The Supreme Court's ruling on the health care mandate was bittersweet. The Affordable Care Act's greatest virtue was the expansion of Medicaid to include all persons under 133 percent of the poverty line. That meant that every family of four earning less than roughly $31,000 would be covered; that amounted to between 16 and 18 million new enrollees and almost half of all the people to be newly insured by the ACA. But on Thursday, the highest Court determined that the "forced" expansion (states who failed to comply faced losing all their Medicaid funding) was unconstitutional.
This isn't all bad. States are still allowed to opt in, which is a good thing given that the ranks of the poor have been growing. Since the Great Recession took hold, the Medicaid roles have swelled by an additional 3.3 million people. States typically take on more than 40 percent of the costs of each new enrollee. Under Obamacare, new enrollees will be funded 100 percent by the Feds for the first few years and 90 percent by Washington the rest of the way. So while the existing enrollees place a real strain on local governments, the expanded coverage comes at a fraction of the cost.

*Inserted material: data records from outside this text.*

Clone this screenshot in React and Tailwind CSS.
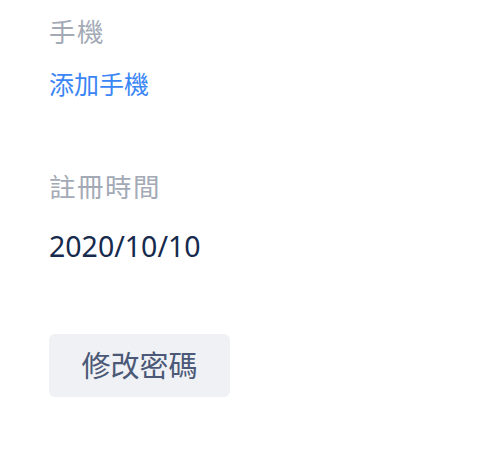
import React from 'react';

const font = { fontFamily: '"Noto Sans", "Noto Sans CJK TC", sans-serif' };

const App = () => {
  return (
    <div className="min-h-screen bg-white px-[49px]" style={font}>
      {/* Phone */}
      <div className="pt-[14px]">
        <div className="text-[26.5px] leading-[36px] tracking-[1.5px] text-[#a3aab6]">手機</div>
        <button className="mt-[16px] text-[25px] leading-[36px] text-[#3b86f5]">添加手機</button>
      </div>

      {/* Register time */}
      <div className="mt-[67px]">
        <div className="text-[26.5px] leading-[36px] tracking-[1.5px] text-[#a3aab6]">註冊時間</div>
        <div className="mt-[23px] text-[28.5px] leading-[36px] text-[#162a4d]">2020/10/10</div>
      </div>

      {/* Change password */}
      <button className="mt-[70px] w-[181px] h-[63px] rounded-[6px] bg-[#eff1f4] text-[29px] text-[#4b5877]">
        修改密碼
      </button>
    </div>
  );
};

export default App;
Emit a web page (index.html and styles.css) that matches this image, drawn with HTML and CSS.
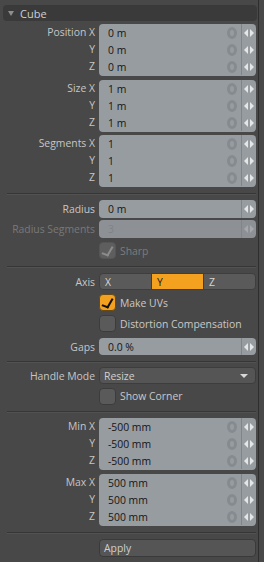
FILE: index.html
```html
<!DOCTYPE html>
<html lang="en">

<head>
  <meta charset="UTF-8">
  <meta name="viewport" content="width=device-width, initial-scale=1.0">
  <title>Cube properties</title>
  <link rel="stylesheet" href="styles.css">
</head>

<body>
  <div class="panel">
    <div class="header"><span class="tri"></span>Cube</div>

    <!-- position -->
    <div class="group first">
      <div class="labels"><div>Position X</div><div>Y</div><div>Z</div></div>
      <div class="field multi">
        <span class="val">0 m</span><span class="zero"></span><span class="arr"></span>
        <span class="val">0 m</span><span class="zero"></span><span class="arr"></span>
        <span class="val">0 m</span><span class="zero"></span><span class="arr"></span>
      </div>
    </div>

    <!-- size -->
    <div class="group">
      <div class="labels"><div>Size X</div><div>Y</div><div>Z</div></div>
      <div class="field multi">
        <span class="val">1 m</span><span class="zero"></span><span class="arr"></span>
        <span class="val">1 m</span><span class="zero"></span><span class="arr"></span>
        <span class="val">1 m</span><span class="zero"></span><span class="arr"></span>
      </div>
    </div>

    <!-- segments -->
    <div class="group tight">
      <div class="labels"><div>Segments X</div><div>Y</div><div>Z</div></div>
      <div class="field multi">
        <span class="val">1</span><span class="zero"></span><span class="arr"></span>
        <span class="val">1</span><span class="zero"></span><span class="arr"></span>
        <span class="val">1</span><span class="zero"></span><span class="arr"></span>
      </div>
    </div>

    <div class="sep"></div>

    <div class="row">
      <div class="label">Radius</div>
      <div class="field single"><span class="val">0 m</span><span class="arr"></span></div>
    </div>
    <div class="row mt2">
      <div class="label off">Radius Segments</div>
      <div class="field single disabled"><span class="val">3</span><span class="arr"></span></div>
    </div>
    <div class="row mt3 tall">
      <div class="label"></div>
      <div class="check disabled"><span class="box"></span>Sharp</div>
    </div>

    <div class="sep"></div>

    <div class="row short">
      <div class="label">Axis</div>
      <div class="seg">
        <span>X</span><span class="on">Y</span><span>Z</span>
      </div>
    </div>
    <div class="row mt4 short">
      <div class="label"></div>
      <div class="check on"><span class="box"></span>Make UVs</div>
    </div>
    <div class="row mt4 short">
      <div class="label"></div>
      <div class="check"><span class="box"></span>Distortion Compensation</div>
    </div>
    <div class="row mt6 short">
      <div class="label">Gaps</div>
      <div class="field single"><span class="val">0.0 %</span><span class="arr"></span></div>
    </div>

    <div class="sep short"></div>

    <div class="row short">
      <div class="label">Handle Mode</div>
      <div class="drop">Resize<span class="down"></span></div>
    </div>
    <div class="row mt3">
      <div class="label"></div>
      <div class="check"><span class="box"></span>Show Corner</div>
    </div>

    <div class="sep"></div>

    <!-- min -->
    <div class="group snug">
      <div class="labels"><div>Min X</div><div>Y</div><div>Z</div></div>
      <div class="field multi">
        <span class="val">-500 mm</span><span class="zero"></span><span class="arr"></span>
        <span class="val">-500 mm</span><span class="zero"></span><span class="arr"></span>
        <span class="val">-500 mm</span><span class="zero"></span><span class="arr"></span>
      </div>
    </div>

    <!-- max -->
    <div class="group">
      <div class="labels"><div>Max X</div><div>Y</div><div>Z</div></div>
      <div class="field multi">
        <span class="val">500 mm</span><span class="zero"></span><span class="arr"></span>
        <span class="val">500 mm</span><span class="zero"></span><span class="arr"></span>
        <span class="val">500 mm</span><span class="zero"></span><span class="arr"></span>
      </div>
    </div>

    <div class="sep"></div>

    <div class="row">
      <div class="label"></div>
      <button type="button" class="btn">Apply</button>
    </div>
  </div>
</body>

</html>
```

FILE: styles.css
```css
* {
  padding: 0;
  margin: 0;
  box-sizing: border-box;
}

body {
  background-color: #484848;
  font-family: "Open Sans", "Liberation Sans", sans-serif;
  font-size: 10.4px;
  color: #c6c6c6;
  width: 264px;
  height: 562px;
  overflow: hidden;
}

.panel {
  width: 259px;
  height: 562px;
  border-right: 1px solid #2e2e2e;
  padding-top: 5px;
}

.header {
  height: 16px;
  margin: 0 1px 0 3px;
  background-color: #3a3a3a;
  border-radius: 4px;
  display: flex;
  align-items: center;
  padding-left: 5px;
  gap: 6px;
  color: #cfcfcf;
  font-size: 11px;
}

.header>.tri {
  width: 0;
  height: 0;
  border-left: 3px solid transparent;
  border-right: 3px solid transparent;
  border-top: 5px solid #8e8e8e;
}

/* label + control rows */
.row,
.group {
  display: flex;
  height: 18px;
}

.group {
  height: 52px;
  margin-top: 4px;
}

.group.first {
  margin-top: 3px;
}

.group.tight {
  margin-top: 3px;
}

.group.snug {
  margin-top: 0;
}

.row.short {
  height: 17px;
}

.row.tall {
  height: 19px;
}

.mt2 {
  margin-top: 2px;
}

.mt3 {
  margin-top: 3px;
}

.mt4 {
  margin-top: 4px;
}

.mt6 {
  margin-top: 6px;
}

.label,
.labels {
  width: 99px;
  flex-shrink: 0;
  padding-right: 4px;
  text-align: right;
  display: flex;
  align-items: center;
  justify-content: flex-end;
}

.labels {
  flex-direction: column;
  align-items: flex-end;
  justify-content: flex-start;
}

.labels>div {
  height: 17px;
  line-height: 17px;
}

.label.off {
  color: #787878;
}

.sep {
  margin: 6px 2px 5px 7px;
  height: 2px;
  border-top: 1px solid #363636;
  border-bottom: 1px solid #525252;
}

.sep.short {
  margin-bottom: 4px;
}

/* numeric fields */
.field {
  width: 157px;
  background-color: #979ca1;
  border-radius: 4px;
  color: #151515;
  display: grid;
  grid-template-columns: 1fr 15px 15px;
  align-items: center;
}

.field.multi {
  grid-auto-rows: 17px;
  padding-bottom: 1px;
}

.field.single {
  grid-template-columns: 1fr 15px;
}

.field.disabled {
  background-color: #8d9196;
  color: #7e8388;
}

.field .val {
  padding-left: 9px;
}

.field .zero {
  justify-self: center;
  width: 10px;
  height: 12px;
  border: 3px solid #868b90;
  border-radius: 50%;
  margin-left: -4px;
}

.field .arr {
  height: 100%;
  border-left: 1px solid #80858a;
  position: relative;
}

.field .arr::before,
.field .arr::after {
  content: "";
  position: absolute;
  top: 50%;
  margin-top: -4px;
  border-top: 4px solid transparent;
  border-bottom: 4px solid transparent;
}

.field .arr::before {
  left: 2px;
  border-right: 4px solid #e4e6e8;
}

.field .arr::after {
  left: 8px;
  border-left: 4px solid #e4e6e8;
}

.field.disabled .arr::before {
  border-right-color: #a5a9ad;
}

.field.disabled .arr::after {
  border-left-color: #a5a9ad;
}

/* segmented axis */
.seg {
  width: 157px;
  display: flex;
  background-color: #5a5a5a;
  border: 1px solid #3e3e3e;
  border-radius: 4px;
  overflow: hidden;
}

.seg>span {
  flex: 1;
  display: flex;
  align-items: center;
  padding-left: 5px;
  color: #d6d6d6;
}

.seg>span.on {
  background-color: #f3a11e;
  color: #1a1a1a;
  border-left: 1px solid #3e3e3e;
  border-right: 1px solid #3e3e3e;
}

/* checkboxes */
.check {
  display: flex;
  align-items: center;
  gap: 4px;
  color: #c8c8c8;
}

.check>.box {
  width: 17px;
  height: 17px;
  border-radius: 4px;
  background-color: #5a5a5a;
  border: 1px solid #3c3c3c;
  position: relative;
}

.check.on>.box {
  background-color: #f3a11e;
  border-color: #6a4a14;
}

.check.on>.box::after,
.check.disabled>.box::after {
  content: "";
  position: absolute;
  left: 4px;
  top: 2px;
  width: 5px;
  height: 9px;
  border-right: 2px solid #111;
  border-bottom: 2px solid #111;
  transform: rotate(30deg) skewY(-10deg);
}

.check.disabled {
  color: #7c7c7c;
}

.check.disabled>.box {
  background-color: #5e5e5e;
  border-color: #555;
}

.check.disabled>.box::after {
  border-color: #8c8c8c;
}

/* dropdown and button */
.drop {
  width: 157px;
  background-color: #555;
  border: 1px solid #3d3d3d;
  border-radius: 4px;
  display: flex;
  align-items: center;
  justify-content: space-between;
  padding: 0 7px 0 4px;
  color: #d0d0d0;
}

.drop>.down {
  width: 0;
  height: 0;
  border-left: 4px solid transparent;
  border-right: 4px solid transparent;
  border-top: 4px solid #d8d8d8;
}

.btn {
  width: 157px;
  background-color: #555;
  border: 1px solid #3a3a3a;
  border-radius: 4px;
  font-family: inherit;
  font-size: 10.4px;
  color: #cfcfcf;
  text-align: left;
  padding-left: 4px;
}
```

But several GOP governors contend that they don't care how much less these enrollees cost because they can't afford even a marginal increase. Governor Dave Heineman of Nebraska has mistakenly referred to expansion as "unfunded," while deriding its potential effects on other state priorities. Governor Phil Bryant of Mississippi carped that the Medicaid expansion will come at the expense of jobs, education, and public safety. Bobby Jindal of Louisiana and Scott Walker of Wisconsin have decided to wait and see, hoping that a Romney adminstration will result in the repeal of the Affordable Care Act.
This is all ridiculous. Residents of these states and others need this Medicare expansion. A 2011 report from MIT and the Harvard School of Public Health revealed that the potential health benefits of Medicaid include (1) significantly higher health care utilization (including primary and preventive care as well as hospitalizations); (2) lower out-of-pocket medical expenditures and medical debt (including fewer bills sent to collection); and (3) better self-reported physical and mental health than the control group. Other findings include that women were 60 percent more likely to have mammograms and recipients overall were 20 percent more likely to have their cholesterol checked.
Turning down a deal that amounts to 90 percent discount on vital services is unfortunately the lingua franca of today's Republican party. When their presidential nominees suggested that they reject 10:1 spending cuts to tax increases, many of us thought they were merely pandering. This Medicaid battle may give us every indication that they are dead serious.